TASK STATEMENT: Both the line containing "Clone this screenshot in React, TypeScript" and the line containing "MdOutlineIntegrationInstructions, MdHelpOutline, MdArrowDropDown" are part of the range to copy, along with every line between them. Copy it exactly and leave out the pictures.

AVAILABLE DATA:
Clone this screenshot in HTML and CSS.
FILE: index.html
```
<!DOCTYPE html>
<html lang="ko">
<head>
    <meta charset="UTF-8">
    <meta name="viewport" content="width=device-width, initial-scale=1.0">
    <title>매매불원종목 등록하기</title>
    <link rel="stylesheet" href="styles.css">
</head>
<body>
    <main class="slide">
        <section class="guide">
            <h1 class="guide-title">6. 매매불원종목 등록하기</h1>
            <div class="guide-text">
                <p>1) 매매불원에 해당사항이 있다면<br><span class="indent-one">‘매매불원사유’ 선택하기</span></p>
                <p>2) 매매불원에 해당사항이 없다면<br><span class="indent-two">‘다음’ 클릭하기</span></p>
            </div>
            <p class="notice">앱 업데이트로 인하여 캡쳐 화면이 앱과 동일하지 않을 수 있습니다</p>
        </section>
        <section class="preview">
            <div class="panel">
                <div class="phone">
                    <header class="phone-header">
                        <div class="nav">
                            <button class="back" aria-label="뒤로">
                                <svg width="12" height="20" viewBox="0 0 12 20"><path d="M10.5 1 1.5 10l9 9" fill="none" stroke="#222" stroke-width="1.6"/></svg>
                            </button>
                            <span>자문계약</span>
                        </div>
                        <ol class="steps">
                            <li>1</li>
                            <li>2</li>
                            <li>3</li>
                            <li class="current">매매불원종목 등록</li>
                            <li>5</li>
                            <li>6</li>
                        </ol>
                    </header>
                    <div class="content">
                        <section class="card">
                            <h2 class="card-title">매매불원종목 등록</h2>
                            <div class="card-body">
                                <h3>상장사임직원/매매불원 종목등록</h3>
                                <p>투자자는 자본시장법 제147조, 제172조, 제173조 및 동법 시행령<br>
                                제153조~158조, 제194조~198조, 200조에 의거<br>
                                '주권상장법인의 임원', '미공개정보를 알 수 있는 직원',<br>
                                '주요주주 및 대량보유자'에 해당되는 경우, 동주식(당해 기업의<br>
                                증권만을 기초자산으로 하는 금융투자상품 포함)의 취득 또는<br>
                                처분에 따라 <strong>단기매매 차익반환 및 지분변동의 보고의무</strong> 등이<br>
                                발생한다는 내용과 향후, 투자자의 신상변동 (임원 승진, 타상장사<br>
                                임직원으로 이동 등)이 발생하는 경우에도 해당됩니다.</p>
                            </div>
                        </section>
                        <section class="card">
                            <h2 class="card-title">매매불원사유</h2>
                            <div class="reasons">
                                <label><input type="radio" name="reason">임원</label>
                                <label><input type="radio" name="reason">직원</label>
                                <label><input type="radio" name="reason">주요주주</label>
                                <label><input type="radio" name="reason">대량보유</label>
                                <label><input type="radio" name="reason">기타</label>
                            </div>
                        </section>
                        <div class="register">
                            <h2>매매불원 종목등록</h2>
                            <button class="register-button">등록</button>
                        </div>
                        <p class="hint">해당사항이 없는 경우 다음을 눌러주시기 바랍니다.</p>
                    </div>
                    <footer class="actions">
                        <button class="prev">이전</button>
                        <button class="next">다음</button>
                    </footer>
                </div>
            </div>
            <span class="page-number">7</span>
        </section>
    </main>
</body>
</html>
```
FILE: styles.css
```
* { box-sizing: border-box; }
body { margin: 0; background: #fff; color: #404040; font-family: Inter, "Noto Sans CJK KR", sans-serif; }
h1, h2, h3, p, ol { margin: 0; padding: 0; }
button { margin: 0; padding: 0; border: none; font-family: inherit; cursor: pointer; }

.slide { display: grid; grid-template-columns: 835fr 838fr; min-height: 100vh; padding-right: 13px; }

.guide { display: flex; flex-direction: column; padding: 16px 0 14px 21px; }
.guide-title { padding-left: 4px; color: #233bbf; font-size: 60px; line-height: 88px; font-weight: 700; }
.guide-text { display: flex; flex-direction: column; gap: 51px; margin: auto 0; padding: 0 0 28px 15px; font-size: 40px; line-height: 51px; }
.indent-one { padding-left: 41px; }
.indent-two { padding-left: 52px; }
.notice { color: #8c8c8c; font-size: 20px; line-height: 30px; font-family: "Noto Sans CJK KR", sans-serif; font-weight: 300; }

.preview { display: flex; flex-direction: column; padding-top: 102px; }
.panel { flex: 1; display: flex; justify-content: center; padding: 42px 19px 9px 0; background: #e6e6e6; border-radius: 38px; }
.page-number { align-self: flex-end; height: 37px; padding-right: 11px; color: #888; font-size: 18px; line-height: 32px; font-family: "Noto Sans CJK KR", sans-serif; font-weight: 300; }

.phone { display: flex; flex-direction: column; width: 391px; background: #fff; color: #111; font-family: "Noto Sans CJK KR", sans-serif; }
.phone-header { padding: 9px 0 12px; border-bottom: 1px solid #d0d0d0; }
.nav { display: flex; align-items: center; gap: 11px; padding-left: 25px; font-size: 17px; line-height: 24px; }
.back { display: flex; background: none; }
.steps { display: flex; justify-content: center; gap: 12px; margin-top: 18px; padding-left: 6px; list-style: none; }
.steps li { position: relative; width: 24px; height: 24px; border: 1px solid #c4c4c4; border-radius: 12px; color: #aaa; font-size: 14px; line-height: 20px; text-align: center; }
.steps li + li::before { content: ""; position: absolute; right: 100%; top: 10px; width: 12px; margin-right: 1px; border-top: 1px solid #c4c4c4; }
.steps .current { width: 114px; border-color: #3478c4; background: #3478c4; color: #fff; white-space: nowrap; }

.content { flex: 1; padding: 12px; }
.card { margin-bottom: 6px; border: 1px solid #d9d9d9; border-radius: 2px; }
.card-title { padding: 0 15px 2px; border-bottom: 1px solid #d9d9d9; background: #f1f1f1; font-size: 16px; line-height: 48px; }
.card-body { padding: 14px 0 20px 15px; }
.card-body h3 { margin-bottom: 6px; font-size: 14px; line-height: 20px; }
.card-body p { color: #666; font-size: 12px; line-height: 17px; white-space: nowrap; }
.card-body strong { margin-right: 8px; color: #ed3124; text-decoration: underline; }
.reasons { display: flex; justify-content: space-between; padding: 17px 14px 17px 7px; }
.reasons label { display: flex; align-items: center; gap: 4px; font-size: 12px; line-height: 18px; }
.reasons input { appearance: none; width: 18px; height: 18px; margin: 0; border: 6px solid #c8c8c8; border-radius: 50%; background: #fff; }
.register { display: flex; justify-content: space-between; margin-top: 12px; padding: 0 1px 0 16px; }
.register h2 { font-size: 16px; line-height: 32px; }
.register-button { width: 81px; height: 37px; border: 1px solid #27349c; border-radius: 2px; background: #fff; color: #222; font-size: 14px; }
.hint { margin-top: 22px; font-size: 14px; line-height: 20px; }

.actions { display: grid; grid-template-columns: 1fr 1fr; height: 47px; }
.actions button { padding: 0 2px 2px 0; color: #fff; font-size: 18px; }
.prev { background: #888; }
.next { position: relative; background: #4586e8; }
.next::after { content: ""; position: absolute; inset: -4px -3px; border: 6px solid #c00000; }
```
---
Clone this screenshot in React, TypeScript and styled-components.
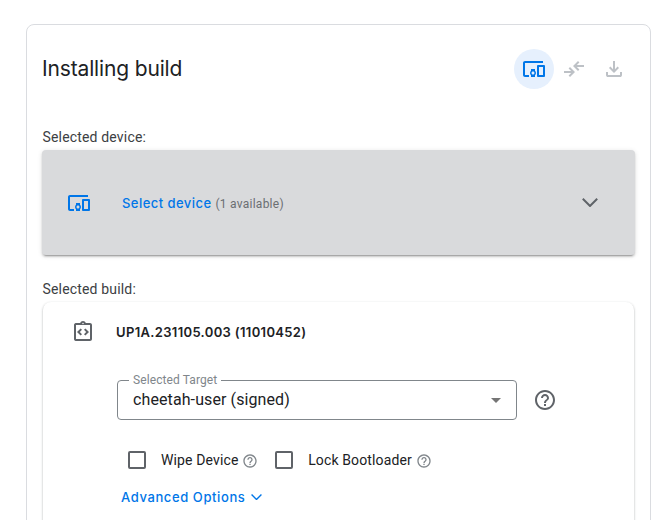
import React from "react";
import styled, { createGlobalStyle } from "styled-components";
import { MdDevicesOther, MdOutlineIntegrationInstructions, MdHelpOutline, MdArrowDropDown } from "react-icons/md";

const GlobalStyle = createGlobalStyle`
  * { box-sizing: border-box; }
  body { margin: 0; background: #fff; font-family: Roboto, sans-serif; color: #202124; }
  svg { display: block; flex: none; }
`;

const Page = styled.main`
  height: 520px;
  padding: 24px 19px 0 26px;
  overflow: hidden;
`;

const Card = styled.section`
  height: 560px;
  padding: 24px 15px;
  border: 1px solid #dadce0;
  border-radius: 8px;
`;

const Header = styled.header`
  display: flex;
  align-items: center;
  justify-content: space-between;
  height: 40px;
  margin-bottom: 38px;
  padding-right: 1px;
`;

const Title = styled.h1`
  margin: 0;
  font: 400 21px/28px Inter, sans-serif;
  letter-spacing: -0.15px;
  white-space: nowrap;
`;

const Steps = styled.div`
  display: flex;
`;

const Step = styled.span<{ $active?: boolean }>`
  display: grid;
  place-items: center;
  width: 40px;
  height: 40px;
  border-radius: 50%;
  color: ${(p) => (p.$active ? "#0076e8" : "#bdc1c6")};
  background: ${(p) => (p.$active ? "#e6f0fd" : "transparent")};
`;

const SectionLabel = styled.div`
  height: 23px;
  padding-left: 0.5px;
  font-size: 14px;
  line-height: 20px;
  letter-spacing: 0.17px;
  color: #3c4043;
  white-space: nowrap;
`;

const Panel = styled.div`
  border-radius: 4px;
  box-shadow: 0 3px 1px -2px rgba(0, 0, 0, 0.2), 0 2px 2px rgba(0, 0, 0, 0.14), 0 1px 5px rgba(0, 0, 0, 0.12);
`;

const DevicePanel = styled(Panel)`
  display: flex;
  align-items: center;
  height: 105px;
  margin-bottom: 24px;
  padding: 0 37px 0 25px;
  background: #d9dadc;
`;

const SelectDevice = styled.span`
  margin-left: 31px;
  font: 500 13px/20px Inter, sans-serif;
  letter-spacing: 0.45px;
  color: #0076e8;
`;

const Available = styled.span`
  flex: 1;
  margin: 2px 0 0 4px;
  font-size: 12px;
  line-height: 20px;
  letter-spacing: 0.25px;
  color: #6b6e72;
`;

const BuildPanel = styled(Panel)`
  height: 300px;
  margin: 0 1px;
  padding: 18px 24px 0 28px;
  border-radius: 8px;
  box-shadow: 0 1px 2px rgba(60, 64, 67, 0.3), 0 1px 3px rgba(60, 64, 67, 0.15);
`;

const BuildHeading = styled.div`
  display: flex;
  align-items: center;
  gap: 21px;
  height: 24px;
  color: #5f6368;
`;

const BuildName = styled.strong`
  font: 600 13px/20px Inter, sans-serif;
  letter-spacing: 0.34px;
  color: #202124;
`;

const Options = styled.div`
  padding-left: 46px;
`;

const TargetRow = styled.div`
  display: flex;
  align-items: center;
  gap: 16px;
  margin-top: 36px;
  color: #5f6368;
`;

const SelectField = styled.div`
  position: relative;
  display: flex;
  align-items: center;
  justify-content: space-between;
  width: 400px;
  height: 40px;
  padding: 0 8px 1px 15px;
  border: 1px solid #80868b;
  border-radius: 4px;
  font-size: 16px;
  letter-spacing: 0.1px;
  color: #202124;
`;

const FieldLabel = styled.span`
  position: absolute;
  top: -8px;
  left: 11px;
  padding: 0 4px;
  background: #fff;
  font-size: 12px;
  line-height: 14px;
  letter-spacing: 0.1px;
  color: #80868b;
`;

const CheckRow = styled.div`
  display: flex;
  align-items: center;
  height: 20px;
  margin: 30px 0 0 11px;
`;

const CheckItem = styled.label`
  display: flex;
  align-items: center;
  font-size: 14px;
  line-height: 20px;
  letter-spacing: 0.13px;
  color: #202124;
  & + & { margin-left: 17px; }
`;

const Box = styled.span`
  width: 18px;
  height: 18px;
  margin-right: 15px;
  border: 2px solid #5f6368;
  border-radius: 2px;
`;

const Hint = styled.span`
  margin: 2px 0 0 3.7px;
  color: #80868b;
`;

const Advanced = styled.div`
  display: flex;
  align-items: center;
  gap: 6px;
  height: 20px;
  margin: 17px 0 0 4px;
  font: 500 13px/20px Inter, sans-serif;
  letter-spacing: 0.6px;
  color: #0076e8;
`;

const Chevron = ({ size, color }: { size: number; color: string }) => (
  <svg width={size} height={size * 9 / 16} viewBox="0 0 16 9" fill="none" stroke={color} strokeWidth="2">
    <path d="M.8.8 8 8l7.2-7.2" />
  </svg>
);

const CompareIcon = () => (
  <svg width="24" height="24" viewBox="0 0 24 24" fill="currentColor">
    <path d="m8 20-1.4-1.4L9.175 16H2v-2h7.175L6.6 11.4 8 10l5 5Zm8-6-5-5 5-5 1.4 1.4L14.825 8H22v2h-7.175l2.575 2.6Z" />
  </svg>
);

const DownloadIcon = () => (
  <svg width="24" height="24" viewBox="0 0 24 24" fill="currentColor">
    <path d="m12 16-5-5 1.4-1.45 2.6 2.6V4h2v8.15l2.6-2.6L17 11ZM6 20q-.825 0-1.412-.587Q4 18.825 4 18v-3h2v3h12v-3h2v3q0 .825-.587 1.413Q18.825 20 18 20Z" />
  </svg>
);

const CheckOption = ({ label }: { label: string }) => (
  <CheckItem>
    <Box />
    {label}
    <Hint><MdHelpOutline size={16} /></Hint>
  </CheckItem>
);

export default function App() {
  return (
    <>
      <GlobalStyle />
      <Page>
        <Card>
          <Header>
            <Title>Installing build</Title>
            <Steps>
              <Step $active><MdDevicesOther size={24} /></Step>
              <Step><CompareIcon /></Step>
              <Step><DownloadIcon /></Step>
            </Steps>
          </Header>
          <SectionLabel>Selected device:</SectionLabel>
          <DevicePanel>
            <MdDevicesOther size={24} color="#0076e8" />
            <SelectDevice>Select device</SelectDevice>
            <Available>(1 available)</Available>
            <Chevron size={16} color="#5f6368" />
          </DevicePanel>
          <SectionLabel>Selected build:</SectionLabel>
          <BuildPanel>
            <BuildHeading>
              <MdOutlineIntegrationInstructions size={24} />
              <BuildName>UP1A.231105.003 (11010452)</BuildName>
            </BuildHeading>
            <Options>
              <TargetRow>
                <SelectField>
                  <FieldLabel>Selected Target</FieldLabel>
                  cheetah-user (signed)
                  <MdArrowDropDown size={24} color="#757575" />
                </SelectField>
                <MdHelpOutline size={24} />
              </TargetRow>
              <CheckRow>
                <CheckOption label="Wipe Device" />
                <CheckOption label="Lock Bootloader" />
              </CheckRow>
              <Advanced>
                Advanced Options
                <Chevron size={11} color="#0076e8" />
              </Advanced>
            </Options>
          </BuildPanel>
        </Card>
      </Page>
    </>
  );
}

COMPLETE RESPONSE:
Clone this screenshot in React, TypeScript and styled-components.
import React from "react";
import styled, { createGlobalStyle } from "styled-components";
import { MdDevicesOther, MdOutlineIntegrationInstructions, MdHelpOutline, MdArrowDropDown } from "react-icons/md";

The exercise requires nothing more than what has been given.